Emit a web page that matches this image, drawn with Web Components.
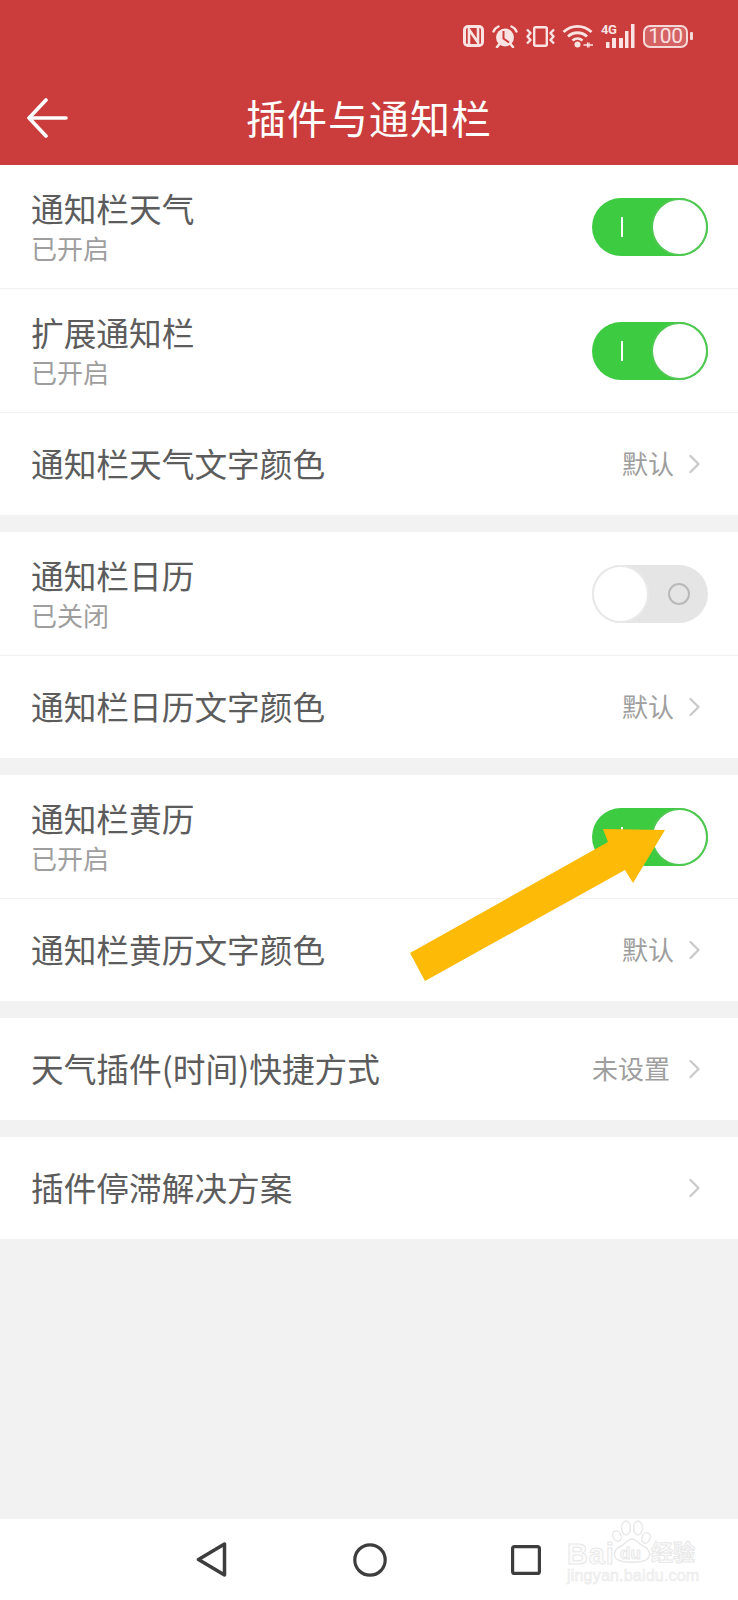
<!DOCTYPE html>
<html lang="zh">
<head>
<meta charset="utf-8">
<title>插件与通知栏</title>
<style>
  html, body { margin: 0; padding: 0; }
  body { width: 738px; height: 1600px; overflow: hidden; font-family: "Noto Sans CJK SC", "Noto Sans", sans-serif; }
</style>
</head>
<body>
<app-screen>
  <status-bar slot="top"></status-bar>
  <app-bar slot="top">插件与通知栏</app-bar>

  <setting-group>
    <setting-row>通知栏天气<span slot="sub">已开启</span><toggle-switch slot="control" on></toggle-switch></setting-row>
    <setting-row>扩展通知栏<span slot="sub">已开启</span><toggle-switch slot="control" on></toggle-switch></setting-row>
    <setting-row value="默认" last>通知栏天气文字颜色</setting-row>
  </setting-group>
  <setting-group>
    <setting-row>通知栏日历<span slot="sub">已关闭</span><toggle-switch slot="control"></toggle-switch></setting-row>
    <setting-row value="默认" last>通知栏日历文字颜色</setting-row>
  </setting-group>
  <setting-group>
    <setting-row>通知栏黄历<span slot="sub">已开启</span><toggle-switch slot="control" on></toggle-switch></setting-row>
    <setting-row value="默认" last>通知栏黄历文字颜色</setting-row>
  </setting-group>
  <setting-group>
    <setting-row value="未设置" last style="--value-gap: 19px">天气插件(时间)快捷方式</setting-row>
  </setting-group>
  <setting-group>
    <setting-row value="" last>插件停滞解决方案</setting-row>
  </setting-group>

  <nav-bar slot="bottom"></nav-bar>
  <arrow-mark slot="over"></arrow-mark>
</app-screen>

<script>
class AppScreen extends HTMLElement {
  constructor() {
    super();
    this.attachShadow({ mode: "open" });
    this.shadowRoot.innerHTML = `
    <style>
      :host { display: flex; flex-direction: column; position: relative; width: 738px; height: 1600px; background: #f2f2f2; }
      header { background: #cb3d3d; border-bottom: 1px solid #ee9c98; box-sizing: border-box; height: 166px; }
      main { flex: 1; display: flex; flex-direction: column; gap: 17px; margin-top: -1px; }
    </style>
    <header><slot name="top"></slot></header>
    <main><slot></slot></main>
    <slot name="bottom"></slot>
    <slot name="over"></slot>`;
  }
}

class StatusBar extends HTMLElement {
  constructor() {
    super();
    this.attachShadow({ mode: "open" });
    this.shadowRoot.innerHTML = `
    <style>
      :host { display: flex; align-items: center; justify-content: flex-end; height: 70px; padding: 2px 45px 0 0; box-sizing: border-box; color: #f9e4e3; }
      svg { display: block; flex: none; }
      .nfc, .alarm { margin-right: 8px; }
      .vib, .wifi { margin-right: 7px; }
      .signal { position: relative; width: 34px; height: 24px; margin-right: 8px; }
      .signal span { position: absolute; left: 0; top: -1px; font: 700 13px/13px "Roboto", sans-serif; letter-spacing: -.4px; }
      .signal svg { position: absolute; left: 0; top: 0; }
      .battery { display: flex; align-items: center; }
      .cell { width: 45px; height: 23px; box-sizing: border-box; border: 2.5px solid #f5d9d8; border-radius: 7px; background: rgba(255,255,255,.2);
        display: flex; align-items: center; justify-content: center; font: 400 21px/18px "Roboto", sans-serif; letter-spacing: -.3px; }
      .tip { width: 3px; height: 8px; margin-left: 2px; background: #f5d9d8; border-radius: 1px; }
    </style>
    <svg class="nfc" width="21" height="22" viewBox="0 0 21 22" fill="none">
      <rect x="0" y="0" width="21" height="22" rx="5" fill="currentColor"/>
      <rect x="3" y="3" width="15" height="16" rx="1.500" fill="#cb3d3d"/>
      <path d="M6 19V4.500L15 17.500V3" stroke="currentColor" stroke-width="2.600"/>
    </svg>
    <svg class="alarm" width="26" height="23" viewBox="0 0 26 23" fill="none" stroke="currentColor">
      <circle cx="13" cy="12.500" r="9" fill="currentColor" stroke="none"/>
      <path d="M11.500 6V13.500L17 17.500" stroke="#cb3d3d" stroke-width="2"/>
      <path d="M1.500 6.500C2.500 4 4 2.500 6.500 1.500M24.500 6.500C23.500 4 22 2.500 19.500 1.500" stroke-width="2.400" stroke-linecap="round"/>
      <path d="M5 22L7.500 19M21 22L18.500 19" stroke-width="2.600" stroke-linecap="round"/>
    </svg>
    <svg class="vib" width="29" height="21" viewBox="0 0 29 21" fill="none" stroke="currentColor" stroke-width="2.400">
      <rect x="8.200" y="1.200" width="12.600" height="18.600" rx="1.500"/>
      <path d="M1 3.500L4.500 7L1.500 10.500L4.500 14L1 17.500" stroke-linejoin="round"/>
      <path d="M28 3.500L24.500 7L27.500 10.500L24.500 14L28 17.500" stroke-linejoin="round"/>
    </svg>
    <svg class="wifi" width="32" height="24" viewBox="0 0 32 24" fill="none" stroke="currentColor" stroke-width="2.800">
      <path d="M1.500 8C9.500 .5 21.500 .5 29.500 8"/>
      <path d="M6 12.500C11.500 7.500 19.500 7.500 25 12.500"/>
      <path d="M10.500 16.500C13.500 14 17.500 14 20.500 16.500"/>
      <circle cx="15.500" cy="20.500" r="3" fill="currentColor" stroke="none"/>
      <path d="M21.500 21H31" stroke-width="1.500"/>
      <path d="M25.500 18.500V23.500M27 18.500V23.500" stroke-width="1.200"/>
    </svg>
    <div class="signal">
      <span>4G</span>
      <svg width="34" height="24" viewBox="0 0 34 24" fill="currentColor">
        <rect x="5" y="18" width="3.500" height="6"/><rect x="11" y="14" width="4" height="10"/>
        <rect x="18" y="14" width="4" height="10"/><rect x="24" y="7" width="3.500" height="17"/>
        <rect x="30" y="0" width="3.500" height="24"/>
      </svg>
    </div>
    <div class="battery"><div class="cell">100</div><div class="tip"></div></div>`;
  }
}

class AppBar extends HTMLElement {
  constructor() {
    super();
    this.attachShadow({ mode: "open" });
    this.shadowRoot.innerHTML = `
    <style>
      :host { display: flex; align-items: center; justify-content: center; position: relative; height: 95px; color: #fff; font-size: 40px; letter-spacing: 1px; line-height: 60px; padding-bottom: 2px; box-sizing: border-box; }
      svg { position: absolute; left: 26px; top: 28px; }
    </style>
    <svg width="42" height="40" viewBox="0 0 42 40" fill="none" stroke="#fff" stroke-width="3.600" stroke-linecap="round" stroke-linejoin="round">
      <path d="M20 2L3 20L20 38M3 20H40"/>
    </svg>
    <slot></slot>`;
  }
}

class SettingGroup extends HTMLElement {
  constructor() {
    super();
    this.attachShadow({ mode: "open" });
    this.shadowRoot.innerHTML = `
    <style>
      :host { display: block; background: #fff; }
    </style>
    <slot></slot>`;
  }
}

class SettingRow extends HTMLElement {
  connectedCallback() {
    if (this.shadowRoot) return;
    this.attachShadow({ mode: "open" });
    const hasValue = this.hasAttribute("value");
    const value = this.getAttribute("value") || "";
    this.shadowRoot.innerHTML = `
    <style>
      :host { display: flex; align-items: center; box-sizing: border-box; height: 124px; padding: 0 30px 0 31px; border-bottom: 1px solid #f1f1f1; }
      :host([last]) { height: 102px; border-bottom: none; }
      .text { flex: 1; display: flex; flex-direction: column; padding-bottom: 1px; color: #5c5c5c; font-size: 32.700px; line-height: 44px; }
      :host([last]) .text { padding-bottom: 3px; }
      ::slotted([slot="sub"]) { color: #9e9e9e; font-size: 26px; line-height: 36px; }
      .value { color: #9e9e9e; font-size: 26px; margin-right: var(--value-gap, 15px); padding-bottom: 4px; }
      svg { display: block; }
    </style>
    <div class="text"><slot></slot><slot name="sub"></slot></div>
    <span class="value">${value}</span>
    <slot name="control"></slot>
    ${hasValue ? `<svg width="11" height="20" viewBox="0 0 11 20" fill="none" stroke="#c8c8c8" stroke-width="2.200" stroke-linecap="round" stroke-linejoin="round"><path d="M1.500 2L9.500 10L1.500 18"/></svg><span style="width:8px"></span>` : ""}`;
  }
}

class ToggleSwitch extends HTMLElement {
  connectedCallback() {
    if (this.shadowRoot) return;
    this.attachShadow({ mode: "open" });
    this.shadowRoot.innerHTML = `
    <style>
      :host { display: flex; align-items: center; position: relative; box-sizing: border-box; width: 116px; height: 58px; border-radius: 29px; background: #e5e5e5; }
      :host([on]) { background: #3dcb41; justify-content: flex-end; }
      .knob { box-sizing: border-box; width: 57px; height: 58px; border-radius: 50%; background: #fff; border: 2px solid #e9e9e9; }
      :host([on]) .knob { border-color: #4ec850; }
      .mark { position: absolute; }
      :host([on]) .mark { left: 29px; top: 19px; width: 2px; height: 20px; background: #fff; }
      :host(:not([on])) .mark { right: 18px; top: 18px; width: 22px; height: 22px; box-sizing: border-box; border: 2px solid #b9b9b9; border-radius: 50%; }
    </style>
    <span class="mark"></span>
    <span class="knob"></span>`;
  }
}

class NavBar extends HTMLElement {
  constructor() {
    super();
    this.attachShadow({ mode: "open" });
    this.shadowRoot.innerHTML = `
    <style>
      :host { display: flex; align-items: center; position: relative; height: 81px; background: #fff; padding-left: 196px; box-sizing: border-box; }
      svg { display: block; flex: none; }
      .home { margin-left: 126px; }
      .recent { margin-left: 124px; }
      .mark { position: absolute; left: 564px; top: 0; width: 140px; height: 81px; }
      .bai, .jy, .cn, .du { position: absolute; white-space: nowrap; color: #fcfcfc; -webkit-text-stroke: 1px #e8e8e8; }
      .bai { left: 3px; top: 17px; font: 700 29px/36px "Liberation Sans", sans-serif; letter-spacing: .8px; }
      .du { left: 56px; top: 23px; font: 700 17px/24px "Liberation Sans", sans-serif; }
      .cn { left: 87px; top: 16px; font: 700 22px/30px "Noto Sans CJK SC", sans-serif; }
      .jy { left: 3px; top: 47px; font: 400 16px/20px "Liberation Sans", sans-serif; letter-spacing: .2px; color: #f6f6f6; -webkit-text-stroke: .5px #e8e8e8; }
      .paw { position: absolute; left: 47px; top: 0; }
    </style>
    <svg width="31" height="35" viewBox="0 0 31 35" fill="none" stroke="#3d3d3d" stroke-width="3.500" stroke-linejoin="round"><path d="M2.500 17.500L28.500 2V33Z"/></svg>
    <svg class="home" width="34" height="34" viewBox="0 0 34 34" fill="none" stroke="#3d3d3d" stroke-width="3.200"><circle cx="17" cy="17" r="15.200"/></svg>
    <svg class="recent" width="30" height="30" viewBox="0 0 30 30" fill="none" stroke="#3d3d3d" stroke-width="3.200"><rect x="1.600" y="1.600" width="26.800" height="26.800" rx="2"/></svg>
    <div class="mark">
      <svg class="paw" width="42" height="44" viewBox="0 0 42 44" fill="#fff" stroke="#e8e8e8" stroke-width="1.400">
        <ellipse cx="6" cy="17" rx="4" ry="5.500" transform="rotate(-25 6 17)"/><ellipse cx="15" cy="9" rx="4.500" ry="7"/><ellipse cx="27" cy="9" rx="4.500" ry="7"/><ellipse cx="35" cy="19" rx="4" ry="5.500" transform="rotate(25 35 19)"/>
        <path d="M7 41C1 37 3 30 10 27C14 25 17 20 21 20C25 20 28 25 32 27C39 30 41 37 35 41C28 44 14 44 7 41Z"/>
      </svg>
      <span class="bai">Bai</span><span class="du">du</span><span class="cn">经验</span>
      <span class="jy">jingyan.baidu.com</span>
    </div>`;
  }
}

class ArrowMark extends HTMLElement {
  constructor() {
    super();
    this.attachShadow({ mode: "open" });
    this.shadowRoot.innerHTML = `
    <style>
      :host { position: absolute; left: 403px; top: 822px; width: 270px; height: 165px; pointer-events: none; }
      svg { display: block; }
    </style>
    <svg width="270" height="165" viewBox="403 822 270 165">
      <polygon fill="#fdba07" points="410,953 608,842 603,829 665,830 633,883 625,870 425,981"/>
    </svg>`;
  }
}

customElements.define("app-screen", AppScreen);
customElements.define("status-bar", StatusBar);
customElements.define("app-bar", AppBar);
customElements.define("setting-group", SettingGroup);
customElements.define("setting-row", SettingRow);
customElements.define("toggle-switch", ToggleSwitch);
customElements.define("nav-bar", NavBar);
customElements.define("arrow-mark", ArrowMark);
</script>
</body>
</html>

To be done: Repeat only what lies between the start of the data and the end of the line containing "</app-screen>", exactly, with pictures left out.

Final result:
Emit a web page that matches this image, drawn with Web Components.
<!DOCTYPE html>
<html lang="zh">
<head>
<meta charset="utf-8">
<title>插件与通知栏</title>
<style>
  html, body { margin: 0; padding: 0; }
  body { width: 738px; height: 1600px; overflow: hidden; font-family: "Noto Sans CJK SC", "Noto Sans", sans-serif; }
</style>
</head>
<body>
<app-screen>
  <status-bar slot="top"></status-bar>
  <app-bar slot="top">插件与通知栏</app-bar>

  <setting-group>
    <setting-row>通知栏天气<span slot="sub">已开启</span><toggle-switch slot="control" on></toggle-switch></setting-row>
    <setting-row>扩展通知栏<span slot="sub">已开启</span><toggle-switch slot="control" on></toggle-switch></setting-row>
    <setting-row value="默认" last>通知栏天气文字颜色</setting-row>
  </setting-group>
  <setting-group>
    <setting-row>通知栏日历<span slot="sub">已关闭</span><toggle-switch slot="control"></toggle-switch></setting-row>
    <setting-row value="默认" last>通知栏日历文字颜色</setting-row>
  </setting-group>
  <setting-group>
    <setting-row>通知栏黄历<span slot="sub">已开启</span><toggle-switch slot="control" on></toggle-switch></setting-row>
    <setting-row value="默认" last>通知栏黄历文字颜色</setting-row>
  </setting-group>
  <setting-group>
    <setting-row value="未设置" last style="--value-gap: 19px">天气插件(时间)快捷方式</setting-row>
  </setting-group>
  <setting-group>
    <setting-row value="" last>插件停滞解决方案</setting-row>
  </setting-group>

  <nav-bar slot="bottom"></nav-bar>
  <arrow-mark slot="over"></arrow-mark>
</app-screen>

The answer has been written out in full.